Work instructions: Pictures within the data are to be left out; everything else must be reproduced exactly.
[Start]
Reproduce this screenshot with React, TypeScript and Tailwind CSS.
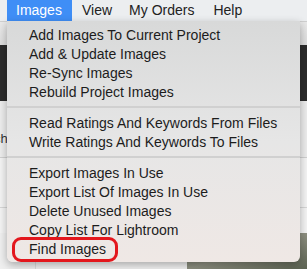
const font = { fontFamily: '"Liberation Sans", Arial, sans-serif' };

const groups = [
  ["Add Images To Current Project", "Add & Update Images", "Re-Sync Images", "Rebuild Project Images"],
  ["Read Ratings And Keywords From Files", "Write Ratings And Keywords To Files"],
  ["Export Images In Use", "Export List Of Images In Use", "Delete Unused Images", "Copy List For Lightroom", "Find Images"],
];

const MenuItem = ({ label }: { label: string }) => (
  <div className="relative flex h-[19px] items-center pl-[22px] text-[14px] leading-none text-[#1c1c1c]">
    {label}
    {label === "Find Images" && (
      <span className="absolute left-[5px] top-[-2px] h-[25px] w-[106px] rounded-[9px] border-[3px] border-[#e3171d]"></span>
    )}
  </div>
);

export default function App() {
  return (
    <div className="relative h-[269px] w-[307px] overflow-hidden bg-[#efefef]" style={font}>
      {/* menu bar */}
      <div className="flex h-[21px] items-stretch bg-[#eceef0] text-[14px] text-[#222]">
        <div className="ml-[7px] flex w-[65px] items-center bg-[#3f8ef6] pl-[9px] text-white">Images</div>
        <div className="flex items-center pl-[10px]">View</div>
        <div className="flex items-center pl-[17px]">My Orders</div>
        <div className="flex items-center pl-[19px]">Help</div>
      </div>

      {/* window behind the menu */}
      <div className="flex flex-col">
        <div className="h-[24px] border-t border-[#cfcfcf] bg-linear-to-b from-[#e9e9e9] to-[#dcdcdc]"></div>
        <div className="h-[56px] bg-[#2b2b2b]"></div>
        <div className="h-[57px] border-b border-[#cfcfcf] bg-[#ececec] pl-[0px] pt-[28px] text-[13px] text-[#333]">
          <span className="-ml-[6px]">ch</span>
        </div>
        <div className="h-[50px] border-b border-[#d6d6d6] bg-[#f3f3f3]"></div>
        <div className="h-[25px] bg-[#f3f3f3]"></div>
        <div className="flex h-[36px]">
          <div className="flex-1 border-l border-[#dcdcdc] bg-[#f1f1f1] ml-[35px]"></div>
          <div className="w-[120px] bg-linear-to-br from-[#6f7665] via-[#8d8f80] to-[#5d6453]"></div>
        </div>
      </div>

      {/* dropdown */}
      <div className="absolute left-[7px] top-[21px] w-[293px] rounded-b-[6px] bg-linear-to-b from-[#d8d9d9] via-[#e6e6e6] to-[#efe8e5] pb-[4px] pt-[4px] shadow-[0_3px_8px_rgba(0,0,0,0.3)]">
        {groups.map((g, i) => (
          <div key={i}>
            {i > 0 && (
              <div className="flex h-[12px] items-center">
                <div className="h-[2px] w-full bg-[#d0d0d0]"></div>
              </div>
            )}
            {g.map((label) => (
              <MenuItem key={label} label={label} />
            ))}
          </div>
        ))}
      </div>
    </div>
  );
}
[End]
Full answer:
Reproduce this screenshot with React, TypeScript and Tailwind CSS.
const font = { fontFamily: '"Liberation Sans", Arial, sans-serif' };

const groups = [
  ["Add Images To Current Project", "Add & Update Images", "Re-Sync Images", "Rebuild Project Images"],
  ["Read Ratings And Keywords From Files", "Write Ratings And Keywords To Files"],
  ["Export Images In Use", "Export List Of Images In Use", "Delete Unused Images", "Copy List For Lightroom", "Find Images"],
];

const MenuItem = ({ label }: { label: string }) => (
  <div className="relative flex h-[19px] items-center pl-[22px] text-[14px] leading-none text-[#1c1c1c]">
    {label}
    {label === "Find Images" && (
      <span className="absolute left-[5px] top-[-2px] h-[25px] w-[106px] rounded-[9px] border-[3px] border-[#e3171d]"></span>
    )}
  </div>
);

export default function App() {
  return (
    <div className="relative h-[269px] w-[307px] overflow-hidden bg-[#efefef]" style={font}>
      {/* menu bar */}
      <div className="flex h-[21px] items-stretch bg-[#eceef0] text-[14px] text-[#222]">
        <div className="ml-[7px] flex w-[65px] items-center bg-[#3f8ef6] pl-[9px] text-white">Images</div>
        <div className="flex items-center pl-[10px]">View</div>
        <div className="flex items-center pl-[17px]">My Orders</div>
        <div className="flex items-center pl-[19px]">Help</div>
      </div>

      {/* window behind the menu */}
      <div className="flex flex-col">
        <div className="h-[24px] border-t border-[#cfcfcf] bg-linear-to-b from-[#e9e9e9] to-[#dcdcdc]"></div>
        <div className="h-[56px] bg-[#2b2b2b]"></div>
        <div className="h-[57px] border-b border-[#cfcfcf] bg-[#ececec] pl-[0px] pt-[28px] text-[13px] text-[#333]">
          <span className="-ml-[6px]">ch</span>
        </div>
        <div className="h-[50px] border-b border-[#d6d6d6] bg-[#f3f3f3]"></div>
        <div className="h-[25px] bg-[#f3f3f3]"></div>
        <div className="flex h-[36px]">
          <div className="flex-1 border-l border-[#dcdcdc] bg-[#f1f1f1] ml-[35px]"></div>
          <div className="w-[120px] bg-linear-to-br from-[#6f7665] via-[#8d8f80] to-[#5d6453]"></div>
        </div>
      </div>

      {/* dropdown */}
      <div className="absolute left-[7px] top-[21px] w-[293px] rounded-b-[6px] bg-linear-to-b from-[#d8d9d9] via-[#e6e6e6] to-[#efe8e5] pb-[4px] pt-[4px] shadow-[0_3px_8px_rgba(0,0,0,0.3)]">
        {groups.map((g, i) => (
          <div key={i}>
            {i > 0 && (
              <div className="flex h-[12px] items-center">
                <div className="h-[2px] w-full bg-[#d0d0d0]"></div>
              </div>
            )}
            {g.map((label) => (
              <MenuItem key={label} label={label} />
            ))}
          </div>
        ))}
      </div>
    </div>
  );
}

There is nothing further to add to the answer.